D. Periodically, an algorithm is run that (re)calculates the TrustRank. This goes out all at once as an update. (No everflux for TrustRank, yet) Bam! Angels get their wings and "Sandboxed" sites get their PR and pop into the SERPS. Their TrustRank overcomes their SpamRank.
If this were true would it not be the case that sites that had nothing changed on them would remain in the box? We know from experience that many sites come out of the box after a quarantine period when nothing changes apart from their age.
EDIT: I just realised that I virtually repeated what Sparkys_DAD said. I think it was the "causative violation" that threw me :)

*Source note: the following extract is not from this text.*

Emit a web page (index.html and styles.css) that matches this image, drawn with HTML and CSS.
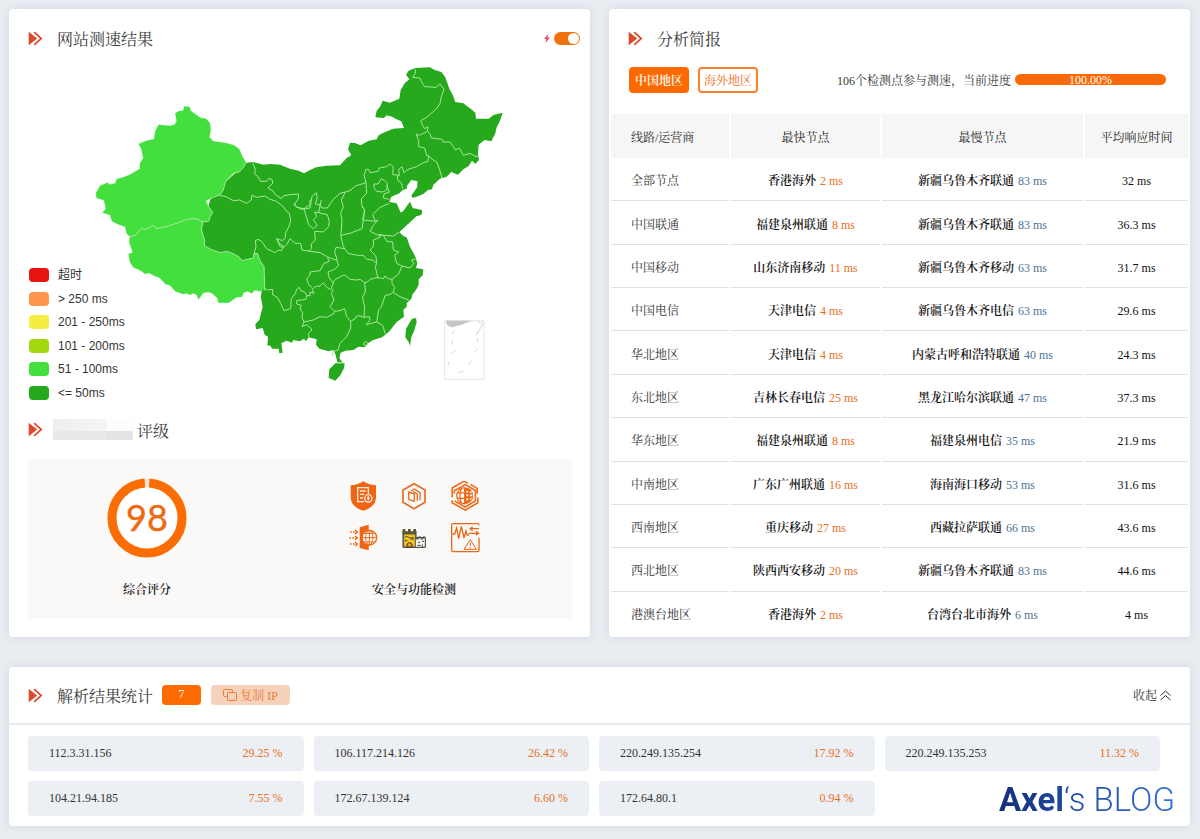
FILE: index.html
```html
<!DOCTYPE html>
<html lang="zh-CN">
<head>
<meta charset="utf-8">
<title>网站测速结果</title>
<link rel="stylesheet" href="styles.css">
</head>
<body>
<svg class="defs" aria-hidden="true">
  <symbol id="mark" viewBox="84 90 44 44"><path d="M86 92L111 112L86 132Z" fill="#dc4b2b"/><path d="M97 92l23 20-23 20" fill="none" stroke="#fff" stroke-width="5"/><path d="M102 93l21 19-21 19" fill="none" stroke="#dc4b2b" stroke-width="5"/></symbol>
</svg>
<main class="page">
  <section class="card result">
    <header class="head">
      <svg class="mark"><use href="#mark"/></svg>
      <h2 class="title">网站测速结果</h2>
      <label class="switch">
        <svg class="bolt" viewBox="0 0 6 9"><path d="M4 0L0 5h2.3L1.6 9 6 3.6H3.6z" fill="#e64b5f"/></svg>
        <input class="toggle" type="checkbox" checked aria-label="快速测速">
      </label>
    </header>
    <div class="mapbox">
      <svg class="map" viewBox="0 51 1290 999" role="img" aria-label="中国地图">
        <g fill="#26a91c">
          <path transform="translate(450 0)" d="M50 338L70 336 100 344 122 342 150 344 180 356 206 362 222 370 236 362 258 352 290 347 330 346 350 324 364 316 354 298 360 278 375 279 392 286 416 272 440 268 446 256 460 248 490 236 522 234 514 214 500 208 486 200 470 196 462 204 436 202 440 182 450 170 458 152 480 158 508 146 512 120 524 100 538 88 528 74 536 62 556 54 600 52 614 60 634 66 646 82 658 116 668 134 676 156 700 160 722 176 736 188 738 206 776 206 792 194 818 188 810 212 800 232 796 250 784 274 764 270 746 284 744 312 747 330 736 342 726 332 716 348 700 358 684 374 664 366 650 380 630 386 610 404 606 418 594 420 580 432 566 438 548 444 544 436 552 426 562 410 562 394 544 390 532 406 530 416 518 420 508 430 484 440 478 456 500 460 512 488 520 484 532 466 540 456 548 474 576 480 574 494 560 498 508 546 490 565 -60 565 -75 516 -60 450 -18 400Z"/>
          <path transform="translate(450 450)" d="M440 0L478 8 500 12 504 34 514 38 532 22 540 6 548 26 576 32 574 44 552 50 540 66 520 82 508 96 520 108 530 112 540 140 556 170 562 190 558 204 580 208 578 226 566 238 566 254 558 270 548 282 544 296 530 310 530 320 520 330 522 350 500 366 486 384 478 394 466 404 456 412 430 420 410 432 404 442 386 440 370 450 346 452 332 458 328 474 338 488 322 486 316 462 310 450 296 454 268 446 258 434 260 418 236 412 228 424 222 416 210 424 190 420 186 428 170 422 154 430 158 458 148 460 146 446 126 446 122 438 112 436 114 410 104 404 98 384 78 388 76 372 88 360 92 344 98 320 92 290 96 270 90 195 40 195 -20 170 -74 145 -86 80 -50 0Z"/>
          <path transform="translate(450 450)" d="M298 508L316 490 344 490 342 504 332 524 316 542 296 534ZM546 356L558 354 560 366 552 394 544 410 540 438 536 426 526 412 528 386Z"/>
        </g>
        <g fill="#42df3d" stroke="#42df3d" stroke-width="1">
          <path d="M312 170L328 170 332 182 348 194 362 204 378 206 390 220 392 240 388 262 400 274 440 280 462 286 478 298 486 318 498 338 490 352 478 366 462 368 446 384 436 396 430 420 420 434 400 442 378 452 386 470 398 488 390 500 386 514 368 516 350 506 320 508 296 518 285 524 265 528 240 534 228 536 222 526 212 530 200 538 184 536 166 556 150 560 140 550 136 530 118 524 96 514 90 494 68 488 78 476 72 450 50 444 48 430 60 408 82 398 90 404 106 400 110 388 130 382 150 374 180 356 180 340 190 324 184 296 176 282 200 272 222 268 226 244 236 224 250 226 270 228 284 224 290 212 286 190 296 184 310 182Z"/>
          <path d="M150 560L166 556 184 536 200 538 212 530 222 526 228 536 265 528 296 518 320 508 350 506 368 516 364 540 374 572 372 586 392 598 420 608 440 604 462 612 478 622 486 632 500 628 520 624 522 612 532 610 540 632 552 650 554 700 550 720 540 724 524 720 516 730 502 724 490 728 486 740 470 742 460 748 446 758 416 758 412 744 396 730 386 726 370 728 356 748 350 734 340 730 330 734 320 730 310 732 286 724 270 706 256 702 240 684 220 676 206 668 196 672 180 660 160 652 150 636 146 612 158 608 156 600 148 578Z"/>
        </g>
        <g fill="none" stroke="#a5e79c" stroke-width="3" stroke-linejoin="round">
          <path d="M498 338L490 352 478 366 462 368 446 384 436 396 430 420 420 434 400 442 378 452 386 470 398 488 390 500 386 514 368 516 364 540 374 572 372 586 392 598 420 608 440 604 462 612 478 622 486 632 500 628 520 624 522 612 532 610 540 632 552 650 554 700 554 722M150 560L166 556 184 536 200 538 212 530 222 526 228 536 265 528 296 518 320 508 350 506 368 516M418 436L438 440 460 452 478 450 500 460 514 450 516 436 530 442 556 438 570 448 590 454 610 470 618 482 628 490 632 512 626 532 616 550 616 564 608 572 590 566 600 582 612 590 604 602 594 600 586 608 560 596 545 574 534 568 526 572 528 590 522 612"/>
          <path transform="translate(450 0)" d="M68 338L76 358 74 372 84 380 92 394 110 394 116 386 126 388 128 400 114 414 130 424 136 434 154 446 160 438 180 434 206 432 204 448 192 464 200 470 214 478 240 474 246 440 258 428 262 442 256 462 270 464 276 474 292 474 304 456 312 446 330 430 346 426 360 422 376 408 408 398 402 376 408 358 416 358 420 368 444 364 448 354 470 350 480 342 490 350 488 374 508 376 506 358 516 350 522 368 534 358 560 350 580 338 594 334 596 318M556 58L556 70 548 82 570 84 576 98 584 110 618 112 630 102 642 118 634 140 630 160 620 176 606 188 590 202 572 212 578 226 584 236 594 230 592 244 600 252 604 264 636 268 640 276 660 276 672 292 676 300 688 294 700 316 720 310 734 318 746 320M592 244L580 250 568 256 558 252 566 272 566 290 584 294 590 316 596 318 610 330 620 336 628 356 636 384M508 376L502 380 504 392 514 398 518 416M432 402L444 402 454 386 464 392 472 400 470 420 458 426 440 424 432 414ZM470 406L478 426 462 432 460 444 478 448M408 398L410 430 394 446 396 470 404 480 398 510M346 426L334 450 340 470 332 490 336 510 334 540 332 556"/>
          <path transform="translate(450 450)" d="M192 8L200 22 222 26 232 60 236 74 250 86 262 76 250 60 260 50 254 36 266 38 270 16 274 0M240 0L240 14 222 26M266 38L292 44 298 64 296 80 280 96 254 94 256 120 244 132 244 146 236 154M140 116L150 140 162 142 170 134 180 116 196 130 212 130 216 150 240 154 270 158 292 170 310 178 320 180 326 196 314 208 294 216 298 234 310 250 304 264 310 272 304 280 312 300 300 320 314 334M344 146L318 142 314 156 322 180M332 106L340 140 354 160 382 166 400 166 410 178 428 180 440 190 436 200 444 236M398 20L404 30 400 60 396 86 360 100 332 106M400 60L436 64 428 44 450 22 478 10M436 64L444 60 430 76 420 94 440 104 460 106 490 108 508 96M440 190L438 170 430 160 420 150 430 140 430 120 450 112 448 104 460 106 470 124 488 126 490 150 506 156 494 166 500 190 516 198 540 204 552 190 544 180 556 178M516 198L506 222 486 238 474 236 464 228 460 236 442 232 420 238 412 246 404 248 390 238 380 240 360 238 346 226 340 226 316 238 308 250M404 248L406 276 398 290 400 306 404 320 402 352 390 348 380 348 376 356 362 364 350 350 344 326 330 332 314 334 310 342 290 352 270 350 250 360 222 366 216 352 218 338 210 326 214 316 200 312 200 302 228 298 230 286 240 288 240 276 252 280 246 268 256 260 270 258 280 248 290 262 304 270M230 286L224 276 212 272 208 262 200 268 196 280 184 296 182 326 162 332 152 310 142 292 128 284 128 268 112 270 104 264M222 366L216 380 230 374 240 382 246 390 236 400 236 412M362 364L362 384 350 410 330 430 324 450 308 456 308 468M402 352L418 350 420 360 408 374 424 370 440 366 458 376 466 402M440 366L446 330 454 320 466 286 480 284 490 276 494 262 486 250 486 238M490 278L510 290 536 300M292 172L298 184 282 190 270 212 240 216 240 226 230 236 236 254 246 262M400 430L408 424 414 432 406 440ZM322 488L340 488"/>
        </g>
        <g transform="translate(1020 750)" fill="none" stroke="#d5d5d5" stroke-width="3">
          <path d="M74 62H192V238H74Z" stroke="#e6e6e6"/><path d="M78 62H156L120 76 94 82 80 74Z" fill="#c6c6c6" stroke="none"/>
          <path d="M96 102l8-10M97 120v14M94 162l12-10M86 186v8M114 218l16-4M146 194l8-12M164 156l9-10M172 116v12M168 106l10-16 12-20M174 62l8 10 6-8"/>
        </g>
      </svg>
      <ul class="legend">
        <li><i class="chip timeout"></i>超时</li>
        <li><i class="chip slow"></i>&gt; 250 ms</li>
        <li><i class="chip fair"></i>201 - 250ms</li>
        <li><i class="chip good"></i>101 - 200ms</li>
        <li><i class="chip fast"></i>51 - 100ms</li>
        <li><i class="chip best"></i>&lt;= 50ms</li>
      </ul>
    </div>
    <header class="head rating-head">
      <svg class="mark"><use href="#mark"/></svg>
      <span class="masked"></span>
      <h2 class="title">评级</h2>
    </header>
    <div class="rating">
      <div class="score">
        <svg class="ring" viewBox="0 0 80 80">
          <circle cx="40" cy="40" r="35" fill="#fff" stroke="#fde3cf" stroke-width="8"/>
          <circle cx="40" cy="40" r="35" fill="none" stroke="#fb6d02" stroke-width="9" pathLength="100" stroke-dasharray="98 2" stroke-dashoffset="-1" transform="rotate(-90 40 40)"/>
          <text class="ring-text" x="40" y="53" text-anchor="middle">98</text>
        </svg>
        <p class="caption">综合评分</p>
      </div>
      <div class="checks">
        <div class="icons">
          <svg viewBox="49 47 90 90"><path d="M95 48Q76 60 57 60V98Q59 126 95 136Q131 126 133 98V60Q114 60 95 48Z" fill="#ee6614"/><g fill="none" stroke="#fde9db" stroke-width="4"><path d="M110 85V67H78V109H98M85 77H103M85 87H98M85 98H94"/><circle cx="110" cy="99" r="11"/><path d="M110 93v11M106 98h8"/></g></svg>
          <svg viewBox="202 47 90 90" fill="none" stroke="#e96b20" stroke-width="5" stroke-linejoin="round"><path d="M247 55L280 74V111L247 130 214 111V74Z"/><path d="M231 80L248 86V108L231 102ZM238 77L248 71 265 82V105M244 78L257 86V106" stroke-width="4"/></svg>
          <svg viewBox="353 45 94 98" fill="none" stroke="#ee6614" stroke-width="5"><path d="M358 98V68L396 46L410 52M418 56L440 69V87M442 99V116L401 140 358 116V108M365 86V77L401 57 434 76V110L401 130 366 110"/><path d="M400 66A27 27 0 0 1 400 120Z" fill="#ee6614" stroke="none"/><path d="M399 67A26 26 0 0 0 399 119M375 84H399M375 102H399M388 70Q379 93 388 116M399 66V122" stroke-width="4"/><path d="M404 80h7M416 82h6M404 92h7M416 92h8M404 105h7M416 103h5" stroke="#fff" stroke-width="5"/></svg>
          <svg viewBox="49 172 90 90" fill="none" stroke="#ee6614" stroke-width="4"><path d="M84 185L111 177V254L84 247Z" fill="#ee6614" stroke="none"/><circle cx="113" cy="216" r="22" fill="#fff"/><path d="M91 216H135M113 194V238M97 203H129M97 229H129" stroke-width="3"/><ellipse cx="113" cy="216" rx="11" ry="22" stroke-width="3"/><path d="M55 199H76M53 217H76M55 235H76" stroke-dasharray="5 4"/><path d="M70 193l7 6-7 6M70 211l7 6-7 6M70 229l7 6-7 6"/></svg>
          <svg viewBox="202 172 90 90"><path d="M214 196V245H281V216H253V196" fill="#f7f5ef" stroke="#333" stroke-width="3"/><path d="M213 190h8v7h8v-7h8v7h8v-7h8v18h-40z" fill="#595632" /><path d="M216 205H251V244H216Z" fill="#f4c51c" stroke="#555" stroke-width="3"/><path d="M219 215q6-6 12 0t14 0M219 225h8M237 220h10M254 214v6h6v-6h8v6h6v-6h7M259 230h6M271 227h6M257 239h10M272 236v9" fill="none" stroke="#444" stroke-width="3"/><path d="M226 244V235q8-9 15 0v9z" fill="#f39a20" stroke="#333" stroke-width="3"/></svg>
          <svg viewBox="355 172 90 90" fill="none" stroke="#ea6719" stroke-width="4"><path d="M442 216V253Q442 258 437 258H365Q360 258 360 253V179Q360 174 365 174H437Q442 174 442 179"/><path d="M362 205H369L375 187 381 219 389 182 397 217 403 196 407 208H413"/><path d="M442 189H416L423 183M416 189l7 6M412 203H440L433 197M440 203l-7 6"/><path d="M416 222L434 251H397ZM416 231V241M416 244V248" stroke-width="3"/></svg>
        </div>
        <p class="caption">安全与功能检测</p>
      </div>
    </div>
  </section>

  <section class="card report">
    <header class="head">
      <svg class="mark"><use href="#mark"/></svg>
      <h2 class="title">分析简报</h2>
    </header>
    <div class="toolbar">
      <button class="tab active" type="button">中国地区</button>
      <button class="tab" type="button">海外地区</button>
      <span class="status">106个检测点参与测速，当前进度</span>
      <div class="progress">100.00%</div>
    </div>
    <table class="table">
      <colgroup><col class="c1"><col class="c2"><col class="c3"><col class="c4"></colgroup>
      <thead><tr><th>线路/运营商</th><th>最快节点</th><th>最慢节点</th><th>平均响应时间</th></tr></thead>
      <tbody>
        <tr><td>全部节点</td><td><b>香港海外</b> <span class="min">2 ms</span></td><td><b>新疆乌鲁木齐联通</b> <span class="max">83 ms</span></td><td>32 ms</td></tr>
        <tr><td>中国联通</td><td><b>福建泉州联通</b> <span class="min">8 ms</span></td><td><b>新疆乌鲁木齐联通</b> <span class="max">83 ms</span></td><td>36.3 ms</td></tr>
        <tr><td>中国移动</td><td><b>山东济南移动</b> <span class="min">11 ms</span></td><td><b>新疆乌鲁木齐移动</b> <span class="max">63 ms</span></td><td>31.7 ms</td></tr>
        <tr><td>中国电信</td><td><b>天津电信</b> <span class="min">4 ms</span></td><td><b>新疆乌鲁木齐电信</b> <span class="max">63 ms</span></td><td>29.6 ms</td></tr>
        <tr><td>华北地区</td><td><b>天津电信</b> <span class="min">4 ms</span></td><td><b>内蒙古呼和浩特联通</b> <span class="max">40 ms</span></td><td>24.3 ms</td></tr>
        <tr><td>东北地区</td><td><b>吉林长春电信</b> <span class="min">25 ms</span></td><td><b>黑龙江哈尔滨联通</b> <span class="max">47 ms</span></td><td>37.3 ms</td></tr>
        <tr><td>华东地区</td><td><b>福建泉州联通</b> <span class="min">8 ms</span></td><td><b>福建泉州电信</b> <span class="max">35 ms</span></td><td>21.9 ms</td></tr>
        <tr><td>中南地区</td><td><b>广东广州联通</b> <span class="min">16 ms</span></td><td><b>海南海口移动</b> <span class="max">53 ms</span></td><td>31.6 ms</td></tr>
        <tr><td>西南地区</td><td><b>重庆移动</b> <span class="min">27 ms</span></td><td><b>西藏拉萨联通</b> <span class="max">66 ms</span></td><td>43.6 ms</td></tr>
        <tr><td>西北地区</td><td><b>陕西西安移动</b> <span class="min">20 ms</span></td><td><b>新疆乌鲁木齐联通</b> <span class="max">83 ms</span></td><td>44.6 ms</td></tr>
        <tr><td>港澳台地区</td><td><b>香港海外</b> <span class="min">2 ms</span></td><td><b>台湾台北市海外</b> <span class="max">6 ms</span></td><td>4 ms</td></tr>
      </tbody>
    </table>
  </section>

  <section class="card resolve">
    <header class="head resolve-head">
      <svg class="mark"><use href="#mark"/></svg>
      <h2 class="title">解析结果统计</h2>
      <span class="count">7</span>
      <button class="copy" type="button"><svg class="copy-icon" viewBox="0 0 14 12" fill="none" stroke="currentColor"><path d="M9.500 3V1.500Q9.500.5 8.500.5H1.500Q.5.5.5 1.500V6.500Q.5 7.500 1.500 7.500H3.500"/><rect x="4.500" y="3.500" width="9" height="8" rx="1"/></svg><span class="copy-text">复制 IP</span></button>
      <button class="fold" type="button"><span class="fold-text">收起</span><svg class="fold-icon" viewBox="0 0 11 11" fill="none" stroke="currentColor"><path d="M.5 5.500L5.500 1l5 4.500M.5 10L5.500 5.500l5 4.500"/></svg></button>
    </header>
    <ul class="ips">
      <li><span>112.3.31.156</span><span class="min">29.25 %</span></li>
      <li><span>106.117.214.126</span><span class="min">26.42 %</span></li>
      <li><span>220.249.135.254</span><span class="min">17.92 %</span></li>
      <li><span>220.249.135.253</span><span class="min">11.32 %</span></li>
      <li><span>104.21.94.185</span><span class="min">7.55 %</span></li>
      <li><span>172.67.139.124</span><span class="min">6.60 %</span></li>
      <li><span>172.64.80.1</span><span class="min">0.94 %</span></li>
    </ul>
    <div class="brand"><strong>Axel</strong>‘s BLOG</div>
  </section>
</main>
</body>
</html>
```
FILE: styles.css
```css
* { box-sizing: border-box; }
body {
  margin: 0;
  background: #e9edf2;
  color: #333;
  font: 12px/20px "Liberation Serif", "Noto Serif CJK SC", "Noto Sans CJK SC", serif;
}
h2, p, ul { margin: 0; padding: 0; }
ul { list-style: none; }
button { font: inherit; cursor: pointer; }
.defs { display: none; }
.page {
  display: grid;
  grid-template-columns: 1fr 1fr;
  column-gap: 19px;
  row-gap: 30px;
  padding: 9px 10px 13px 9px;
}
.card {
  background: #fff;
  border-radius: 4px;
  box-shadow: 0 0 8px rgba(60, 80, 110, .13);
}
.head {
  display: flex;
  align-items: center;
  height: 58px;
  padding: 0 19px;
}
.mark { width: 15px; height: 15px; margin-right: 14px; flex: none; }
.title { padding-top: 4px; font-size: 16px; font-weight: 400; line-height: 24px; color: #3c3c3c; }

.switch { display: flex; align-items: center; gap: 4px; margin-left: auto; margin-right: -9px; }
.bolt { width: 6px; height: 9px; }
.toggle {
  appearance: none;
  display: flex;
  align-items: center;
  justify-content: flex-end;
  width: 26px;
  height: 13px;
  margin: 0;
  padding: 1px;
  border-radius: 7px;
  background: #f0700a;
}
.toggle::before { content: ""; width: 11px; height: 11px; border-radius: 50%; background: #fff; }
.mapbox { display: grid; }
.map { grid-area: 1 / 1; width: 430px; height: 333px; margin-left: 71px; }
.legend {
  grid-area: 1 / 1;
  align-self: end;
  justify-self: start;
  display: flex;
  flex-direction: column;
  justify-content: space-between;
  height: 132px;
  padding-left: 20px;
  font-family: "Liberation Sans", "Noto Sans CJK SC", sans-serif;
}
.legend li { display: flex; align-items: center; gap: 9px; height: 14px; line-height: 14px; }
.chip { width: 20px; height: 14px; border-radius: 4px; }
.timeout { background: #e8140f; }
.slow { background: #ff964b; }
.fair { background: #f5ee42; }
.good { background: #a3d80c; }
.fast { background: #42df3d; }
.best { background: #26a91c; }
.rating-head { height: 59px; }
.rating-head .mark { margin-right: 10px; }
.masked {
  width: 80px;
  height: 21px;
  margin-right: 4px;
  background: linear-gradient(90deg, #eee, #f6f6f6 54px, #fdfdfd 54px) top / 100% 12px no-repeat,
    linear-gradient(90deg, #e9e9e9 54px, #e4e4e4 54px);
}
.rating {
  display: grid;
  grid-template-columns: 7fr 9fr;
  margin: 0 18px 18px 19px;
  padding: 19px 0;
  background: #faf9f7;
  color: #222;
}
.score, .checks { display: flex; flex-direction: column; align-items: center; gap: 22px; }
.checks { padding-right: 10px; }
.ring { width: 80px; height: 80px; }
.ring-text { font: 36px Lato, sans-serif; fill: #ec6a12; stroke: #ec6a12; stroke-width: .4px; }
.caption { padding-top: 1px; line-height: 19px; font-weight: 600; }
.icons {
  display: grid;
  grid-template-columns: repeat(3, 30px);
  align-content: start;
  gap: 12px 21px;
  height: 80px;
  padding-top: 3px;
}
.icons svg { width: 30px; height: 30px; }

.toolbar { display: flex; align-items: center; gap: 9px; padding: 0 24px 0 20px; height: 25px; }
.tab {
  width: 60px;
  height: 26px;
  padding: 2px 0 0;
  border: 2px solid #f8802b;
  border-radius: 4px;
  background: #fff;
  color: #ef6a17;
  line-height: 20px;
}
.tab.active { background: #ff6a00; border-color: #ff6a00; color: #fff; font-weight: 600; }
.status { margin-left: auto; margin-right: -5px; padding-top: 2px; }
.progress { width: 151px; height: 11px; border-radius: 6px; background: #fb6a04; color: #fff; line-height: 12px; text-align: center; }
.table {
  width: 100%;
  height: 521px;
  margin-top: 22px;
  border-spacing: 2px 0;
  table-layout: fixed;
  text-align: center;
}
.c1 { width: 20.7%; }
.c2 { width: 26%; }
.c3 { width: 35.3%; }
.table th { height: 44px; padding: 4px 0 0; background: #f6f6f6; font-weight: 400; color: #222; }
.table td { height: 43px; padding: 4px 0 0; border-bottom: 1px solid #dfe2e6; color: #111; }
.table tr > :first-child { padding-left: 20px; text-align: left; color: #333; }
.table tr:last-child td { border-bottom: 0; }
.table b { font-weight: 600; margin-right: 1px; }
.min { color: #e87024; }
.table .max { color: #4d7393; }

.resolve { position: relative; grid-column: 1 / -1; padding-bottom: 10px; }
.resolve-head { border-bottom: 2px solid #e8eaed; margin-bottom: 11px; }
.count {
  width: 39px;
  height: 20px;
  margin: 0 10px 0 9px;
  border-radius: 4px;
  background: #ff6a00;
  color: #fff;
  line-height: 18px;
  text-align: center;
}
.copy {
  display: flex;
  align-items: center;
  justify-content: center;
  gap: 3px;
  width: 79px;
  height: 20px;
  padding: 0;
  border: 0;
  border-radius: 4px;
  background: #f6d2bb;
  color: #ec7a38;
}
.copy-text, .fold-text { padding-top: 2px; }
.copy-icon { width: 14px; height: 12px; }
.fold { display: flex; align-items: center; gap: 3px; margin-left: auto; padding: 0; border: 0; background: none; color: #333; }
.fold-icon { width: 11px; height: 11px; }
.ips { display: grid; grid-template-columns: repeat(4, 1fr); gap: 10px; padding: 0 30px 0 19px; }
.ips li {
  display: flex;
  justify-content: space-between;
  padding: 0 21px;
  border-radius: 4px;
  background: #eceff3;
  line-height: 35px;
}
.brand {
  position: absolute;
  right: 15px;
  bottom: 6px;
  font: 300 33px/40px Roboto, sans-serif;
  background: linear-gradient(90deg, #142f7c, #3271d6);
  background-clip: text;
  color: transparent;
}
.brand strong { font-weight: 700; }
```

does everything on the site get updated but not the home page?
Updated as in PR, or being crawled? What you are describing sounds to me more like Google's canonical URL problem - on some sites, not being able to identify the correct homepage, eg: www.site.com * site.com * www.site.com/index.html * site.com/index.html.
Some people are advocating a 301 redirect from non-www to www. Also make sure all links to internal pages are consistent.